Warren, thanks for the response! I am joining two faces of identical wood/grain that are wider than the 6" jointer, and was wondering if a drum sander at 120 grit would give a surface good enough for Titebond.

Someone said that the planer might not give a surface much smoother than 120 grit. Yes, I have to try and see what the glue line is.

Warren Lake
11-13-2023, 2:12 PM
There is no reason to run stuff through a sander before you glue it off the planer. Knew some of the best cabinetmakers around till they passed and not one of them would do that.

Yuri Strukov
11-13-2023, 5:25 PM
There is no reason to run stuff through a sander before you glue it off the planer. Knew some of the best cabinetmakers around till they passed and not one of them would do that.

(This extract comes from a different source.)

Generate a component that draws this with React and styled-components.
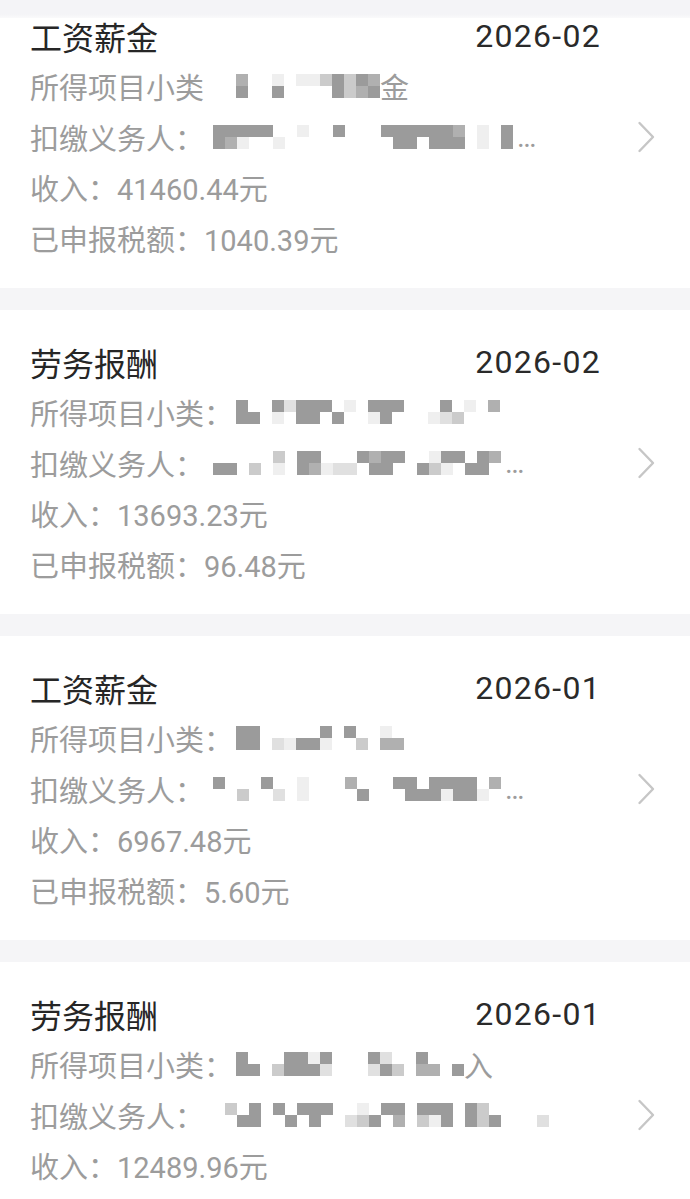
import React from "react";
import styled, { createGlobalStyle } from "styled-components";

const GlobalStyle = createGlobalStyle`
  body {
    margin: 0;
    background: #f5f5f7;
    font-family: "Roboto", "Noto Sans CJK SC", sans-serif;
  }
`;

// shades used by the blurred (mosaic) parts of the screenshot
const shades = {
  "1": "#efefef",
  "2": "#e0e0e0",
  "3": "#cbcbcb",
  "4": "#b0b0b0",
  "5": "#9b9b9b",
};

const records = [
  {
    title: "工资薪金",
    date: "2026-02",
    subColon: false,
    sub: { gap: 32, rows: ["4  1 1135354", "5  5    5345"], tail: "金" },
    payer: {
      gap: 9,
      rows: ["55555  1  5   5555554 1 5", "541  1         55 555 1 5"],
      tail: "…",
    },
    income: "41460.44",
    tax: "1040.39",
  },
  {
    title: "劳务报酬",
    date: "2026-02",
    subColon: true,
    sub: { gap: 32, rows: ["5  52555 1 555   5 1 4", "55 1 55 5  15   123"] },
    payer: {
      gap: 9,
      rows: ["     3 55   5455  155 54", "55 3 1 54122 55  531 55"],
      tail: "…",
    },
    income: "13693.23",
    tax: "96.48",
  },
  {
    title: "工资薪金",
    date: "2026-01",
    subColon: true,
    sub: { gap: 32, rows: ["55     5 5  1", "55 21551  3 44"] },
    payer: {
      gap: 9,
      rows: ["5   5  1   4   55 5555 4", "  3  2 1    5   5551551"],
      tail: "…",
    },
    income: "6967.48",
    tax: "5.60",
  },
  {
    title: "劳务报酬",
    date: "2026-01",
    subColon: true,
    sub: { gap: 32, rows: ["5   5515   52  5", "55 35552   253 44 5"], tail: "入" },
    payer: {
      gap: 9,
      rows: [" 3 5 5 555  1 55 555 53", "  55  5 5  235 4 315 535   2"],
    },
    income: "12489.96",
  },
];

const Mosaic = ({ gap, rows }) => {
  const cols = Math.max(...rows.map((r) => r.length));
  return (
    <MosaicGrid $gap={gap} $cols={cols}>
      {rows.map((r, ri) =>
        Array.from({ length: cols }).map((_, ci) => (
          <Cell key={ri + "-" + ci} $shade={shades[r[ci]]} />
        ))
      )}
    </MosaicGrid>
  );
};

const Chevron = () => (
  <ChevronIcon viewBox="0 0 18 32" width="18" height="32">
    <path
      d="M2.5 2 L16 16 L2.5 30"
      fill="none"
      stroke="#c6c6c6"
      strokeWidth="2.4"
      strokeLinecap="round"
      strokeLinejoin="round"
    />
  </ChevronIcon>
);

const RecordCard = ({ r }) => (
  <Card>
    <Body>
      <Head>
        <Title>{r.title}</Title>
        <DateText>{r.date}</DateText>
      </Head>
      <Line>
        <span>{r.subColon ? "所得项目小类：" : "所得项目小类"}</span>
        <Mosaic gap={r.subColon ? 3 : r.sub.gap} rows={r.sub.rows} />
        {r.sub.tail && <Tail>{r.sub.tail}</Tail>}
      </Line>
      <Line>
        <span>扣缴义务人：</span>
        <Mosaic gap={r.payer.gap} rows={r.payer.rows} />
        {r.payer.tail && <Tail $pad={4}>{r.payer.tail}</Tail>}
      </Line>
      <Line>收入：{r.income}元</Line>
      {/* last card's tax row sits below the fold: keep its slot */}
      <Line>{r.tax && `已申报税额：${r.tax}元`}</Line>
    </Body>
    <Chevron />
  </Card>
);

export default function App() {
  return (
    <Page>
      <GlobalStyle />
      <TopShade />
      <List>
        {records.map((r, i) => (
          <RecordCard key={i} r={r} />
        ))}
      </List>
    </Page>
  );
}

const Page = styled.div`
  position: relative;
  height: 100vh;
  overflow: hidden;
  background: #f5f5f7;
`;

const TopShade = styled.div`
  position: absolute;
  top: 0;
  left: 0;
  right: 0;
  height: 18px;
  background: linear-gradient(#f4f4f7 0%, #f4f4f7 80%, #fafafb 100%);
  z-index: 2;
`;

const List = styled.div`
  display: flex;
  flex-direction: column;
  gap: 22px;
  margin-top: -16px;
`;

const Card = styled.div`
  display: flex;
  align-items: center;
  background: #ffffff;
  padding: 27px 35px 25px 30px;
`;

const Body = styled.div`
  flex: 1;
  min-width: 0;
`;

const Head = styled.div`
  height: 50px;
  display: flex;
  align-items: center;
  justify-content: space-between;
`;

const Title = styled.div`
  font-family: "Noto Sans CJK SC", sans-serif;
  font-size: 32px;
  color: #262626;
`;

const DateText = styled.div`
  font-family: "Roboto", sans-serif;
  font-size: 32px;
  letter-spacing: 1.3px;
  color: #2a2a2a;
`;

const Line = styled.div`
  height: 50.5px;
  display: flex;
  align-items: center;
  font-size: 29px;
  color: #9c9c9c;
  white-space: nowrap;
`;

const MosaicGrid = styled.div`
  display: grid;
  grid-template-columns: repeat(${({ $cols }) => $cols}, 12px);
  grid-auto-rows: 12px;
  margin-left: ${({ $gap }) => $gap}px;
`;

const Cell = styled.span`
  background: ${({ $shade }) => $shade || "transparent"};
`;

const Tail = styled.span`
  margin-left: ${({ $pad }) => $pad || 0}px;
`;

const ChevronIcon = styled.svg`
  flex-shrink: 0;
  margin-left: 36px;
`;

Makes sense! What would they do when the panels were wider than the planer could run? I can think of smoothing it with a jointer hand plane or with a long fine grit sanding block.

Warren Lake
11-13-2023, 6:47 PM
Up above you talk six inches wide and i guess you are gluing up for more thickness. Drum sander is not the machine they are calibrating machines at best. They are not going to joint your material and make it flat. Find someone with a jointer and joint it and plane it parallel and glue them together.